For additional information on FHA’s 203(k) Rehabilitation Program, please visit: http://bit.ly/2mmStwv
What you should know about flood insurance
- Homeowners are 85 percent more likely to use a flood insurance policy during the span of a 30-year mortgage rather than a homeowner’s policy.
- More than 20 percent of NFIP claims are submitted by people who own property outside of high-risk areas.
- If you live in an area with a high risk of flooding, you have a 25 percent chance of your home being flooded over a 30-year mortgage. In moderate- to low-risk zones, the chance of flooding is lower but still present.
Source: National Flood Insurance Program figures for U.S.
Benefits of Flood Insurance Compared to Disaster Assistance
- You are in control. Flood insurance claims are paid even when there is no federal disaster declaration.
- There is no payback requirement.
- Flood insurance policies are continuous, and are not non-renewed or canceled for repeat losses.
- Flood insurance reimburses you for all covered building losses up to $250,000 for residential structures and up to $500,000 for non-residential structures. Contents
- coverage is also available up to $100,000 for residential structures and up to $500,000 for non-residential structures.
- In Missouri, the average premium for a flood insurance policy is about $1,000 annually. In moderate to low risk zones (preferred risk policies), annual premiums can be less than $200.
- Most forms of federal disaster assistance require a federal disaster declaration.
- Federal disaster declarations are not awarded in all flooding events.

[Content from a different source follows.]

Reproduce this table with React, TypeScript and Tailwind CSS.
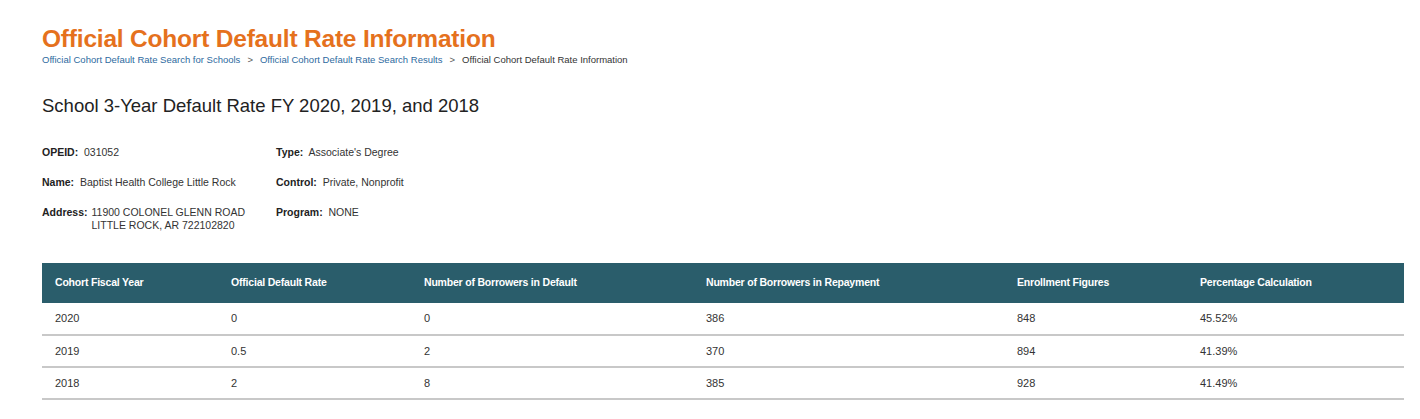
const rows = [
  { year: '2020', rate: '0', def: '0', rep: '386', enr: '848', pct: '45.52%' },
  { year: '2019', rate: '0.5', def: '2', rep: '370', enr: '894', pct: '41.39%' },
  { year: '2018', rate: '2', def: '8', rep: '385', enr: '928', pct: '41.49%' },
];

const cols = ['w-[176px]', 'w-[193px]', 'w-[282px]', 'w-[311px]', 'w-[183px]', ''];

export default function App() {
  return (
    <div className="min-h-screen bg-white pl-[42px] pr-4 pt-[24px] font-['Liberation_Sans',Arial,sans-serif] text-[#1b1b1b]">
      <h1 className="text-[24.5px] leading-[30px] font-semibold text-[#e5711d] tracking-[-0.2px]">
        Official Cohort Default Rate Information
      </h1>
      <nav className="flex items-center gap-[7px] text-[9.5px] leading-[12px]">
        <span className="text-[#2e6aa0]">Official Cohort Default Rate Search for Schools</span>
        <span className="text-[#555]">&gt;</span>
        <span className="text-[#2e6aa0]">Official Cohort Default Rate Search Results</span>
        <span className="text-[#555]">&gt;</span>
        <span className="text-[#333]">Official Cohort Default Rate Information</span>
      </nav>

      <h2 className="mt-[28px] text-[18.5px] leading-[24px] text-[#222]">
        School 3-Year Default Rate FY 2020, 2019, and 2018
      </h2>

      <div className="mt-[28px] grid grid-cols-[234px_1fr] gap-y-[17px] text-[10.5px] leading-[13px] text-[#333]">
        <div><b className="text-[#222]">OPEID:</b>&nbsp; 031052</div>
        <div><b className="text-[#222]">Type:</b>&nbsp; Associate's Degree</div>
        <div><b className="text-[#222]">Name:</b>&nbsp; Baptist Health College Little Rock</div>
        <div><b className="text-[#222]">Control:</b>&nbsp; Private, Nonprofit</div>
        <div className="flex">
          <b className="text-[#222]">Address:</b>
          <span className="ml-[4px]">11900 COLONEL GLENN ROAD<br />LITTLE ROCK, AR 722102820</span>
        </div>
        <div><b className="text-[#222]">Program:</b>&nbsp; NONE</div>
      </div>

      <table className="mt-[31px] w-[1362px] border-collapse text-[11px]">
        <thead>
          <tr className="h-[40px] bg-[#2a5d6b] text-white">
            {['Cohort Fiscal Year', 'Official Default Rate', 'Number of Borrowers in Default', 'Number of Borrowers in Repayment', 'Enrollment Figures', 'Percentage Calculation'].map((h, i) => (
              <th key={h} className={`${cols[i]} px-[13px] text-left text-[10.5px] font-bold tracking-[-0.2px]`}>{h}</th>
            ))}
          </tr>
        </thead>
        <tbody>
          {rows.map((r) => (
            <tr key={r.year} className="h-[32px] border-b-2 border-[#c8c8c8] text-[#333]">
              <td className="px-[13px]">{r.year}</td>
              <td className="px-[13px]">{r.rate}</td>
              <td className="px-[13px]">{r.def}</td>
              <td className="px-[13px]">{r.rep}</td>
              <td className="px-[13px]">{r.enr}</td>
              <td className="px-[13px]">{r.pct}</td>
            </tr>
          ))}
        </tbody>
      </table>
    </div>
  );
}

- The most common form of assistance is a loan that must be repaid with interest.
- The duration of a Small Business Administration (SBA) disaster home loan could extend to 30 years.
- The average federal Individuals and Households Program assistance award for federal disaster declarations for flooding in 2008 was less than $4,000.
Find more NFIP information and resources on FEMA's National Flood Insurance Program website.
For people who live in a mapped high-risk Special Flood Hazard Area (SFHA), federal law compels federally backed mortgage lenders to require mortgagees to purchase flood insurance. SEMA Floodplain Management Section works with communities that participate in the NFIP to ensure compliance with program requirements.
SEMA also is a Cooperating Technical Partner (CTP) with FEMA in the production of Digital Flood Insurance Rate Maps (DFIRM) under the federal Risk Mapping, Assessment and Planning (Risk MAP) program. In addition, the section partners with the Missouri Floodplain and Stormwater Managers Association (MfSMA) and other professional organizations to offer NFIP training for local floodplain administrators, planners, insurance agents, elected officials, lenders, realtors, engineers and surveyors.